The preaching problem will become even more acute as the number of priests continues to fall. Importing clergy from overseas, who have no knowledge of our culture and for whom English is not their first language, will only exacerbate the problem.

Priests need more training. When the Redemptorists ran renewal courses for clergy and religious back in the 70s, 80s, and 90s, the preaching segment was the bit the participants disliked most. Each had to compose a homily and deliver it to camera as if in his own parish setting. And then the others were encouraged to critique his performance. He would naturally get defensive and his colleagues would always be reluctant to say something negative about his content or delivery.

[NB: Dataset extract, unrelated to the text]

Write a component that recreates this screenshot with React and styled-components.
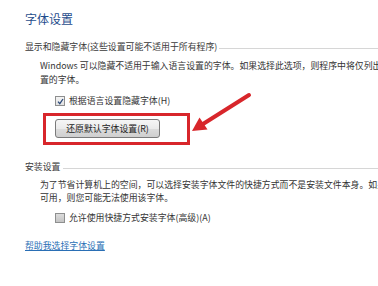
import React from 'react'
import styled, { createGlobalStyle } from 'styled-components'

const GlobalStyle = createGlobalStyle`
  html, body {
    margin: 0;
    padding: 0;
    background: #fff;
    overflow: hidden;
  }
  body {
    font-family: "Noto Sans CJK SC", "Noto Sans", sans-serif;
  }
`

const Page = styled.div`
  position: relative;
  width: 378px;
  height: 286px;
  padding: 10px 0 0 25px;
  box-sizing: border-box;
  overflow: hidden;
  color: #333;
  font-size: 8.9px;
`

const Title = styled.h1`
  margin: 0;
  font-size: 12px;
  line-height: 18px;
  font-weight: 400;
  color: #1f4d8c;
`

const SectionHeader = styled.div`
  display: flex;
  align-items: center;
  gap: 2px;
  margin-top: ${p => p.$top}px;
  line-height: 14px;
  color: #3a3a3a;
  white-space: nowrap;

  &::after {
    content: "";
    flex: 1;
    border-top: 1px solid #d6d6d6;
    margin-top: 2px;
  }
`

const Para = styled.div`
  margin: ${p => p.$top}px 0 0 15px;
  line-height: ${p => p.$lh || 14}px;
  white-space: nowrap;
`

const CheckRow = styled.label`
  display: flex;
  align-items: center;
  gap: 4px;
  margin: ${p => p.$top}px 0 0 30px;
  line-height: 14px;
  white-space: nowrap;
`

const Box = styled.span`
  width: 8px;
  height: 8px;
  border: 1px solid #8e8f8f;
  background: ${p => p.$checked
    ? 'linear-gradient(#f4f4f4, #e2e2e2)'
    : 'linear-gradient(#dcdcdc, #c4c4c4)'};
  display: flex;
  align-items: center;
  justify-content: center;
`

const Highlight = styled.div`
  display: inline-block;
  margin: 5px 0 0 18px;
  padding: 3px 27px 4px 9px;
  border: 3px solid #d8262b;
`

const Button = styled.button`
  display: block;
  width: 105px;
  height: 19px;
  padding: 0;
  border: 1px solid #7a7a7a;
  border-radius: 3px;
  background: linear-gradient(#f6f6f6 0%, #ebebeb 50%, #dcdcdc 51%, #cfcfcf 100%);
  font-family: inherit;
  font-size: 8.9px;
  color: #222;
  line-height: 17px;
`

const HelpLink = styled.a`
  display: inline-block;
  margin-top: 14px;
  line-height: 14px;
  color: #2a6fb5;
  text-decoration: underline;
`

const Arrow = styled.svg`
  position: absolute;
  left: 0;
  top: 0;
  pointer-events: none;
`

export default function App() {
  return (
    <Page>
      <GlobalStyle />
      <Title>字体设置</Title>

      <SectionHeader $top={12}>显示和隐藏字体(这些设置可能不适用于所有程序)</SectionHeader>
      <Para $top={5}>
        Windows 可以隐藏不适用于输入语言设置的字体。如果选择此选项，则程序中将仅列出适用于您的语言设
        <br />
        置的字体。
      </Para>
      <CheckRow $top={7}>
        <Box $checked>
          <svg width="7" height="7" viewBox="0 0 7 7">
            <path d="M1 3.6 L2.8 5.6 L6 1" fill="none" stroke="#2c4a7a" strokeWidth="1.3" />
          </svg>
        </Box>
        根据语言设置隐藏字体(H)
      </CheckRow>
      <Highlight>
        <Button>还原默认字体设置(R)</Button>
      </Highlight>

      <SectionHeader $top={15}>安装设置</SectionHeader>
      <Para $top={4} $lh={13}>
        为了节省计算机上的空间，可以选择安装字体文件的快捷方式而不是安装文件本身。如果字体文件的位置不
        <br />
        可用，则您可能无法使用该字体。
      </Para>
      <CheckRow $top={7}>
        <Box />
        允许使用快捷方式安装字体(高级)(A)
      </CheckRow>
      <div>
        <HelpLink>帮助我选择字体设置</HelpLink>
      </div>

      <Arrow width="378" height="286">
        <line x1="249" y1="95" x2="203" y2="124" stroke="#d8262b" strokeWidth="4" strokeLinecap="round" />
        <polygon points="192,131 199.5,117.6 207.5,129.5" fill="#d8262b" />
      </Arrow>
    </Page>
  )
}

Most of them found the whole ordeal excruciating, most made excuses about being in an unnatural environment that put them off their game. Many were in denial about how dreadful they actually were. I doubt that most took any lessons on board at all.

And yet priests need training and regular refresher days, because preaching is such a vital part of their ministry. Not all are going to be spellbinding orators or storytellers, but everyone can do better, if they try and if they prepare.

It is a shame and unjust that only priests and deacons are permitted to preach at the Eucharist. Women’s voices are never heard (unless occasionally one is invited to “say a few words” after communion). Married voices, unless the preacher is one of the few convert priests, are never heard either. So much wisdom is being lost. So much needs to change.

But change won’t come while we remain trapped in the current clerical model of church. Maybe the slow disappearance of priests in Ireland and the western world will bring about the change that is needed. Then good lay people will be required to preach and teach. For if they are not, the gospel will not be proclaimed and the church will become even more irrelevant.